### Written exercise
Find each line with the word "that" and copy it.
* BEGIN Records provided *
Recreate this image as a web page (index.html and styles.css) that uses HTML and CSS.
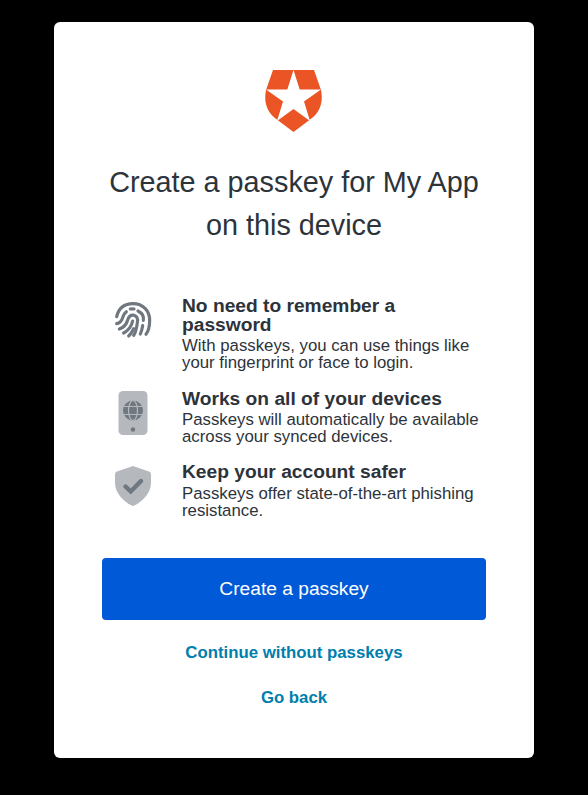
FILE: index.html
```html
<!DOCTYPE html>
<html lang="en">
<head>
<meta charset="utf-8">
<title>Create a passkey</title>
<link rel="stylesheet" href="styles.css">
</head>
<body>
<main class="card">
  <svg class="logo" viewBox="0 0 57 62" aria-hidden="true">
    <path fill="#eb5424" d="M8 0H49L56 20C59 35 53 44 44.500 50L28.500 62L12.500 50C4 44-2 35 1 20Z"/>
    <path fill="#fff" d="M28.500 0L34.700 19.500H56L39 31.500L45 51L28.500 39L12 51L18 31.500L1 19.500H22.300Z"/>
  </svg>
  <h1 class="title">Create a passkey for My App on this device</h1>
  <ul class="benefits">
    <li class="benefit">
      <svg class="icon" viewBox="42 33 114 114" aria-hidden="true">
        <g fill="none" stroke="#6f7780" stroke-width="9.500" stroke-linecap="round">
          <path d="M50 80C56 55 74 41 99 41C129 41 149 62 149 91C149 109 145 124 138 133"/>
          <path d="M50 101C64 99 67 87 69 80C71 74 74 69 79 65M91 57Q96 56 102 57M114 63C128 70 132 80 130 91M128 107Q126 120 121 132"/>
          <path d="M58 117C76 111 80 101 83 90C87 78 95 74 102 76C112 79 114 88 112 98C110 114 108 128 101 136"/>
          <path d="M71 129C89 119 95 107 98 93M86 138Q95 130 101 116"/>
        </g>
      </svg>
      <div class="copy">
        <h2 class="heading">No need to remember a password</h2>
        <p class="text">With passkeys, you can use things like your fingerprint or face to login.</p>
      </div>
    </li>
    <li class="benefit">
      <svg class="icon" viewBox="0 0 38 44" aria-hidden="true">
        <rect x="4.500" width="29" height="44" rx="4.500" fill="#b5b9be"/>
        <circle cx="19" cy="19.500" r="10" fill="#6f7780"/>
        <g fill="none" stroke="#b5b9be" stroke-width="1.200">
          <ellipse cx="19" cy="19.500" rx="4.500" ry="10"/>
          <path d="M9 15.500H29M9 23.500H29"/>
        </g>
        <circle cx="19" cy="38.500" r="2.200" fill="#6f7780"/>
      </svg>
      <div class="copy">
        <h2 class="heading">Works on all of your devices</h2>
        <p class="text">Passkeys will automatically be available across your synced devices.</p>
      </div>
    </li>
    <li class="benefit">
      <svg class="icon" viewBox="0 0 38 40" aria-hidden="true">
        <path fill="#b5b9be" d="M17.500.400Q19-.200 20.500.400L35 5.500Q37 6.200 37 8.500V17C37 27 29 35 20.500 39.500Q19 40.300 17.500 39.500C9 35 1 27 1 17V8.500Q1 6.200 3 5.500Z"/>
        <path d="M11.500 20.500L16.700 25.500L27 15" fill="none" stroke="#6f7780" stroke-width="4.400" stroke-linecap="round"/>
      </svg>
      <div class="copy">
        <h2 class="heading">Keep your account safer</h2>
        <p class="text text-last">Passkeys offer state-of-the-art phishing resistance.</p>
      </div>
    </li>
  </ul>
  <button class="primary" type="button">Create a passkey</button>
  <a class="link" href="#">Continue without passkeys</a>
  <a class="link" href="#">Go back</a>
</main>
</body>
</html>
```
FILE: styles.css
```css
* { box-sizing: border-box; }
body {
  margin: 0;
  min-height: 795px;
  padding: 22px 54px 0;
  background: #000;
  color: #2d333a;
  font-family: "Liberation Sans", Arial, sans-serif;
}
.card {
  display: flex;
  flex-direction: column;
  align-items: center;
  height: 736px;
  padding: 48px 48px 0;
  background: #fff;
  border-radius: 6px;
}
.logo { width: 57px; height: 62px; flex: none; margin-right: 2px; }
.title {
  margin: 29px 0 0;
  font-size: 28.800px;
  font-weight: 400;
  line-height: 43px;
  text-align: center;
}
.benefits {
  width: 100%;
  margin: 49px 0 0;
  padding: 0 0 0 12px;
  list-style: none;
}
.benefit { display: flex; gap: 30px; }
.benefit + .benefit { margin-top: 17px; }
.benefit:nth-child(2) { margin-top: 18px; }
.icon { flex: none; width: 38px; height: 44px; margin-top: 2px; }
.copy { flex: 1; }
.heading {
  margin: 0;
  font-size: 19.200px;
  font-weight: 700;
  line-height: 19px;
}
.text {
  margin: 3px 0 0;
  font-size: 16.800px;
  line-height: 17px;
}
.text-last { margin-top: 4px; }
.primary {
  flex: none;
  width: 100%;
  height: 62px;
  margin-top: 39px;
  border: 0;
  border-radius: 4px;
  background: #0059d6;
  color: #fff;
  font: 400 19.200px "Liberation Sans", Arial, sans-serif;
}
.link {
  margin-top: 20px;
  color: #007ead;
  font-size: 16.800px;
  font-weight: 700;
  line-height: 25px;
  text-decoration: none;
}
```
* END Records provided *
* BEGIN Records provided *
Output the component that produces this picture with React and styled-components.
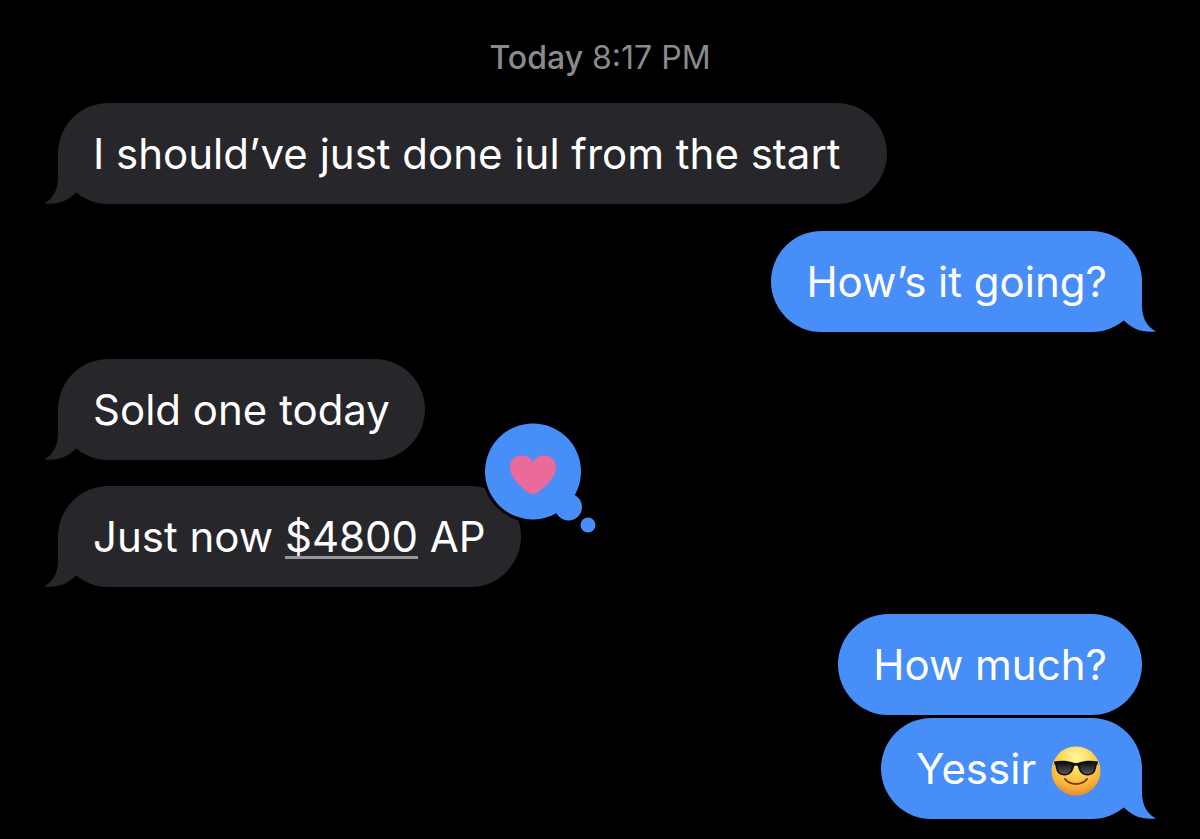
* END Records provided *
* BEGIN Records provided *
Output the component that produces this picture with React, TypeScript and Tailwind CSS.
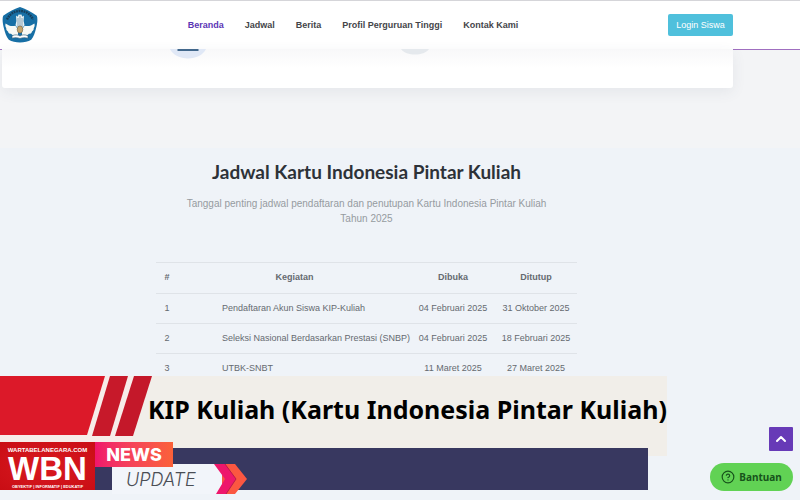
* END Records provided *
### The response
Recreate this image as a web page (index.html and styles.css) that uses HTML and CSS.
Output the component that produces this picture with React and styled-components.
Output the component that produces this picture with React, TypeScript and Tailwind CSS.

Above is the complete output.